In the 2019 China Business Report, AmCham noted that the survey results are “decidedly mixed”. In particular, revenue growth estimates for 2019 are weak. Only 50.5% of companies expect revenues to beat their 2018 numbers. 27.1% of companies anticipate lower revenues, markedly up from the 6.1% that projected lower revenues for 2018. 47.6% of automotive companies anticipate lower revenues.
Five-year optimism dropped by one fifth to 61.4%, against historical rates of 80-90%, while pessimism about the future rose by 14.0 percentage points. The most downbeat industries included non-consumer electronics and chemicals.

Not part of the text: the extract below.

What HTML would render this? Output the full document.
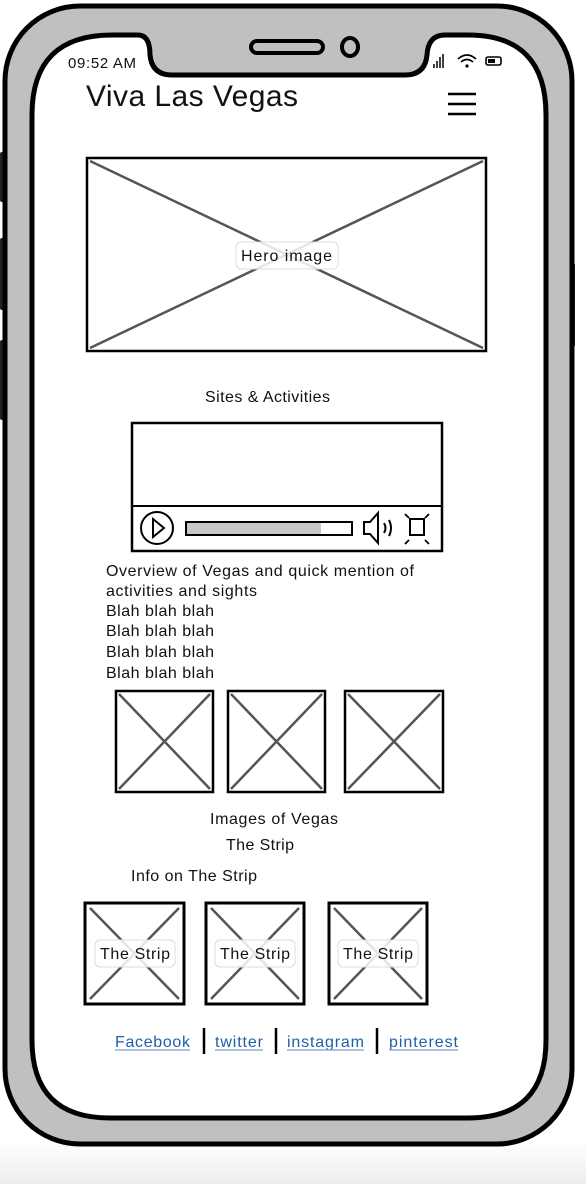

35.6% of survey respondents see the U.S.-China trade tensions continuing for 1-3 years, and 12.7% expect them to continue for 3-5 years. 16.9% believe the trade tensions will continue indefinitely. 53.4% of companies say that they are either delaying or reducing investment as a direct result of the U.S.-China trade tensions, with only 4.5% increasing investment in response.